One of the biggest advantages of having a self-managed super fund is the ability to directly invest in real estate.
While the ability to borrow in super to purchase property has only been around in the last decade, self-managed funds have always had the ability to purchase property in super.
You can purchase both commercial and residential properties in super. Additionally, you can take advantage of government-sponsored property schemes such as the National Rental Affordability Scheme, and you can even invest in foreign real estate, if you have addressed and accept the additional risks. However, the super fund cannot purchase a residential property that a member owns in their individual name.
What are the advantages of having property in my SMSF?
- The tax on any capital gains for an SMSF in the accumulation phase is 15% if sold within a year, and 10% if sold after 12 months. The proceeds are capital gains tax-free if sold in the pension phase. A 0% tax rate is hard to beat.
- Only 15% tax on earnings in accumulation, and 0% in the pension phase
- Property provides diversification from traditional share investments.
- Appealing to those who are more comfortable using property as an investment rather than share.
However, it is important to take note of the following:
- You cannot live in the property, and neither can any friends or family. (If the property is a commercial property, you may be able to lease it.)
- Liquidity is significantly reduced. The fund will still need to be able to meet expenses like tax liabilities, strata, and council rates, and this might be an issue if tenants are hard to come by. The lack of liquidity can also present cash flow issues when needing to make a minimum pension payment while in the pension phase.
- Unless you’re borrowing to purchase the property, you need a higher amount in your super fund to make this a viable investment as real estate requires a higher level of investment compared to shares. Otherwise, you may not have diversified your investments sufficiently.

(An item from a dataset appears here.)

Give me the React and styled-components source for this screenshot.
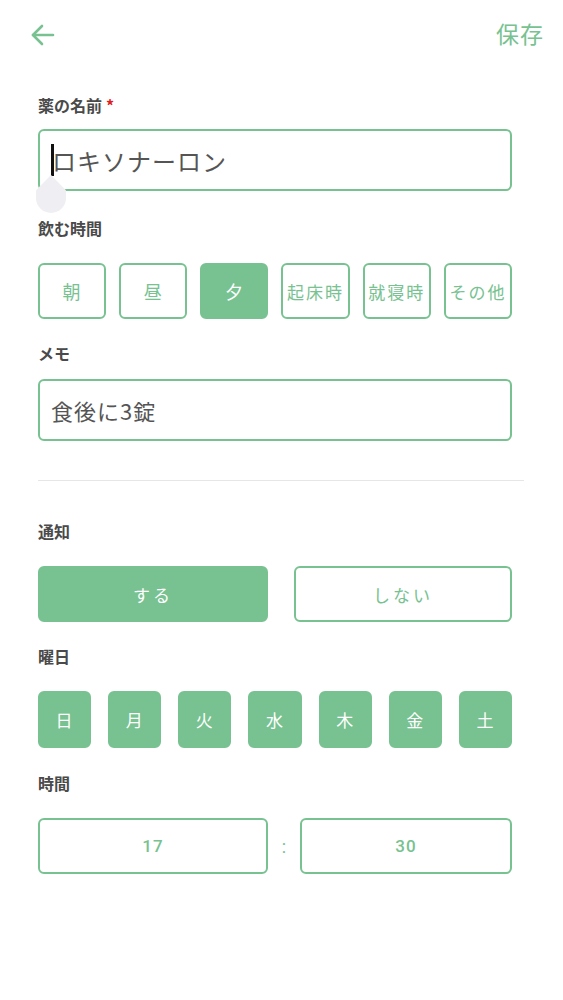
import styled, { createGlobalStyle } from "styled-components";

const GREEN = "#77c290";

const GlobalStyle = createGlobalStyle`
    html, body {
        margin: 0;
        padding: 0;
        background: #ffffff;
    }
    body {
        font-family: "Noto Sans CJK JP", "Noto Sans", Roboto, sans-serif;
        color: #444;
    }
`;

const Page = styled.div`
    width: 563px;
    min-height: 1000px;
    box-sizing: border-box;
    padding: 0 51px 0 38px;
`;

const TopBar = styled.div`
    height: 70px;
    display: flex;
    align-items: center;
    justify-content: space-between;
    margin-left: -10px;
    margin-right: -32px;
`;

const BackButton = styled.button`
    border: none;
    background: none;
    padding: 0;
    width: 30px;
    height: 30px;
    display: flex;
    align-items: center;
    justify-content: center;
`;

const SaveButton = styled.button`
    border: none;
    background: none;
    padding: 0;
    margin-top: -4px;
    font-family: inherit;
    font-size: 23px;
    color: ${GREEN};
    letter-spacing: 1px;
`;

const Label = styled.div`
    font-size: 16px;
    font-weight: 700;
    color: #4a4a4a;
    line-height: 20px;
    margin-top: ${(p) => p.$top || 0}px;
    margin-bottom: ${(p) => p.$bottom || 16}px;

    span {
        color: #e02020;
        margin-left: 4px;
    }
`;

const InputBox = styled.div`
    position: relative;
    height: 62px;
    box-sizing: border-box;
    border: 2px solid ${GREEN};
    border-radius: 6px;
    display: flex;
    align-items: center;
    padding-left: 11px;
    font-size: ${(p) => p.$size || 24}px;
    color: #555;
    letter-spacing: 1px;
`;

const Caret = styled.i`
    display: inline-block;
    width: 3px;
    height: 32px;
    background: #111;
    margin-right: -2px;
`;

const CaretHandle = styled.div`
    position: absolute;
    left: -4px;
    top: 44px;
    width: 30px;
    height: 38px;
    background: #efeff3;
    clip-path: polygon(50% 0, 100% 40%, 100% 100%, 0 100%, 0 40%);
    border-radius: 15px;
`;

const ChipRow = styled.div`
    display: grid;
    grid-template-columns: ${(p) => p.$cols};
    gap: ${(p) => p.$gap}px;
`;

const Chip = styled.button`
    height: ${(p) => p.$h || 56}px;
    box-sizing: border-box;
    border: 2px solid ${GREEN};
    border-radius: 6px;
    background: ${(p) => (p.$on ? GREEN : "#fff")};
    color: ${(p) => (p.$on ? "#fff" : GREEN)};
    font-family: inherit;
    font-size: ${(p) => p.$size || 17}px;
    letter-spacing: ${(p) => p.$spacing || 1}px;
    padding: 0;
    white-space: nowrap;
    display: flex;
    align-items: center;
    justify-content: center;
`;

const Divider = styled.hr`
    border: none;
    height: 1px;
    background: #e6e6e6;
    margin: 39px -12px 40px 0;
`;

const TimeRow = styled.div`
    display: flex;
    align-items: center;
`;

const TimeBox = styled.div`
    flex: ${(p) => p.$w}px 0 0;
    height: 56px;
    box-sizing: border-box;
    border: 2px solid ${GREEN};
    border-radius: 6px;
    display: flex;
    align-items: center;
    justify-content: center;
    font-family: Roboto, "Noto Sans", sans-serif;
    font-size: 17px;
    font-weight: 500;
    color: ${GREEN};
    letter-spacing: 1px;
`;

const Colon = styled.div`
    width: 32px;
    text-align: center;
    color: ${GREEN};
    font-size: 18px;
    font-family: Roboto, sans-serif;
`;

const times = [
    { name: "朝" },
    { name: "昼" },
    { name: "夕", on: true },
    { name: "起床時" },
    { name: "就寝時" },
    { name: "その他" },
];

const days = ["日", "月", "火", "水", "木", "金", "土"];

const App = () => {
    return (
        <>
            <GlobalStyle />
            <Page>
                <TopBar>
                    <BackButton aria-label="back">
                        <svg width="28" height="28" viewBox="0 0 28 28" fill="none" stroke={GREEN} strokeWidth="2.6" strokeLinecap="round" strokeLinejoin="round">
                            <path d="M24 14H4" />
                            <path d="M13 5L4 14L13 23" />
                        </svg>
                    </BackButton>
                    <SaveButton>保存</SaveButton>
                </TopBar>

                <Label $top={25} $bottom={14}>薬の名前<span>*</span></Label>
                <InputBox>
                    <Caret />ロキソナーロン
                    <CaretHandle />
                </InputBox>

                <Label $top={27} $bottom={25}>飲む時間</Label>
                <ChipRow $cols="repeat(6, 1fr)" $gap={13}>
                    {times.map((t) => (
                        <Chip key={t.name} $on={t.on} $spacing={t.name.length > 1 ? 2 : 1} $size={t.name.length > 1 ? 17 : 18}>
                            {t.name}
                        </Chip>
                    ))}
                </ChipRow>

                <Label $top={24} $bottom={16}>メモ</Label>
                <InputBox $size={22}>食後に3錠</InputBox>

                <Divider />

                <Label $bottom={25}>通知</Label>
                <ChipRow $cols="230px 218px" $gap={26}>
                    <Chip $on $spacing={3}>する</Chip>
                    <Chip $spacing={3}>しない</Chip>
                </ChipRow>

                <Label $top={24} $bottom={25}>曜日</Label>
                <ChipRow $cols="repeat(7, 1fr)" $gap={17}>
                    {days.map((d) => (
                        <Chip key={d} $on $h={57}>{d}</Chip>
                    ))}
                </ChipRow>

                <Label $top={25} $bottom={25}>時間</Label>
                <TimeRow>
                    <TimeBox $w={230}>17</TimeBox>
                    <Colon>:</Colon>
                    <TimeBox $w={212}>30</TimeBox>
                </TimeRow>
            </Page>
        </>
    );
};

export default App;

- Property has a longer investment cycle – generally more suitable for those who are willing to be in the property market for at least 10 years.
As mentioned, the ability to borrow in super is a relatively new phenomenon. It continues to generate more interest as there are more banks offering appropriate loans and the costs decline. If you are considering borrowing in super, you should be aware of the following issues:
- Make sure that the property purchased fits with the investment strategy of your fund.
- The paperwork and costs associated with setting up the required structure and the loan costs associated with borrowing can still present a barrier to some SMSF investors with smaller super balances.
- Negative gearing isn’t as advantageous in super as it is outside of super. Since the tax rate is only 15% in accumulation phase, the value of the deduction is significantly lower in super when compared to individual marginal tax rates.
- You cannot use borrowed funds to improve the property, only to repair and maintain it.
- Even if you have extra cash in your SMSF to improve the property, you cannot fundamentally change the nature or purpose of the property (there are limited exceptions given to off-the-plan properties).
Like borrowing to purchase property in your own name, borrowing in super is a great way of getting into the property market earlier if you don’t have quite enough in super to be able to purchase a property outright. Just remember to consider both the advantages and disadvantages of the investment before going into it – Research!